A few coma-inducing ones unfortunately ( insert yawn here! ) but seems I can't find winners in the whole bloody grab bag after all. Then I find My Side of the Story by Will Davis. God, the definition of where it's at! And I'm like, all blitzed out, man.... suddenly all slacker sixteen ( just a shade older than the molestables ) wrestling with my hardly repressed sexuality, sneaking out for a smoke and a fumble in the gay bar, causing minor havoc in school with the homophobic neanderthal goons - and at home with the way-uncool parental units and my holier-than-thou sister.
Not that I was any of the above. Like I totally swear with fingers crossed and all.
Damn, it's hard being a teenager!
Total shocker by the way but in comparison to chip-on-the-shoulder troubled rebel-without-a-cause Jarold, I'm practically a freakin' monk. Robes and crosses, really, hanging out with the other dudes in denial back in the monastery. Seriously, I never really had all that much teenage angst myself - well, I like don't think I did :) Though you gotta ask the gory deets from my mom to be sure. Seems like I always had my head screwed on straight most days. Sure, I like, had the weekly teenage revolt against parental authoritarianism and mindless conformity but ended most with a peaceable time out.
Like what's the point? Do y'know what I mean?
First off, though I had my totally wild shenanigans and stuff on the side ( make that hottie ex fucker on the side ), I like, remained on the straight and narrow for the most part. Made my way through boring classes without playing hooky. Inevitably punked a few lame posers but mostly adolescent mischief rather than juvie hall. Probably would make you boys snigger some but though I choked some smokes ( disgusting habit, really! ), I never really delved into the blissful E-zone. Fumbles in the little boy's room with my ex but certainly no spaced out mornings in a stranger's bed ( well not till later at least ).
Hell. Maybe I'd be like less uptight if I had. :P Though it'd be a damned sight more exhausting with all the crazy highs and lows for sure. Isn't it like totally weird that kids wish to be older ( Strapping Shane for one ) while old folks my age ( not me for sure! ) would kill to be teens again? Like I already left all the pimpled troubles of adolescence behind - and certainly wouldn't want a horrifying revisit - but I certainly wouldn't mind having the totally juiced-up metabolism of a teenager again :)

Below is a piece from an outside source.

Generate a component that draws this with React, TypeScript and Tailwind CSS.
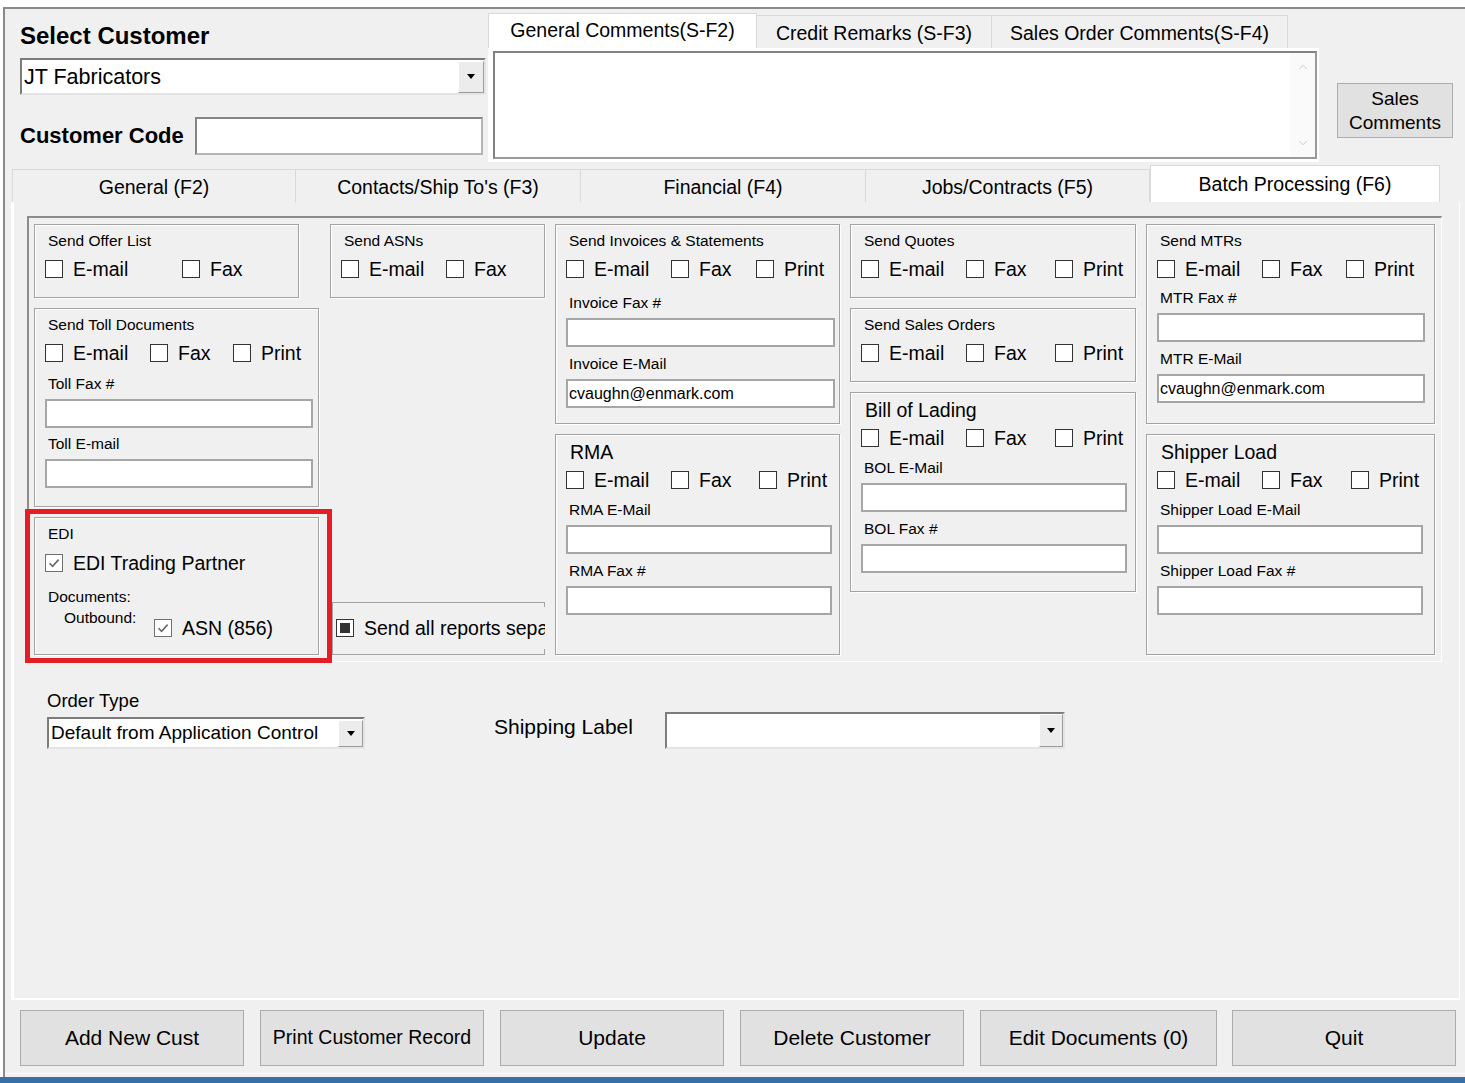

But seriously, tell me straight, would you wanna be an angsty teenager again?
15 comments:
I wouldn't mind going through my secondary school again. It was the best time of my life, though most would say it's their university time. I was carefree and without homosexual desire, even though I already knew I am gay. Started to struggle in university. And the coming out when working. It is not easy to cope with, really. If only I could turn back time.
No way in hell would I be a teen again. I hated it. My parents divorced, my family was dysfunctional, it was a nightmare. I would, however be 30 again. That was when the really good years began.
Wot's up, Doc! ;)
Teenager again? Why not? Gee, my secondary school was also the best times of my life, not uni years.
*shakes hands with charming.calvin*
But then again, I don't think I'd want to take up the opportunity to go back in time... better to move forward, aye? :)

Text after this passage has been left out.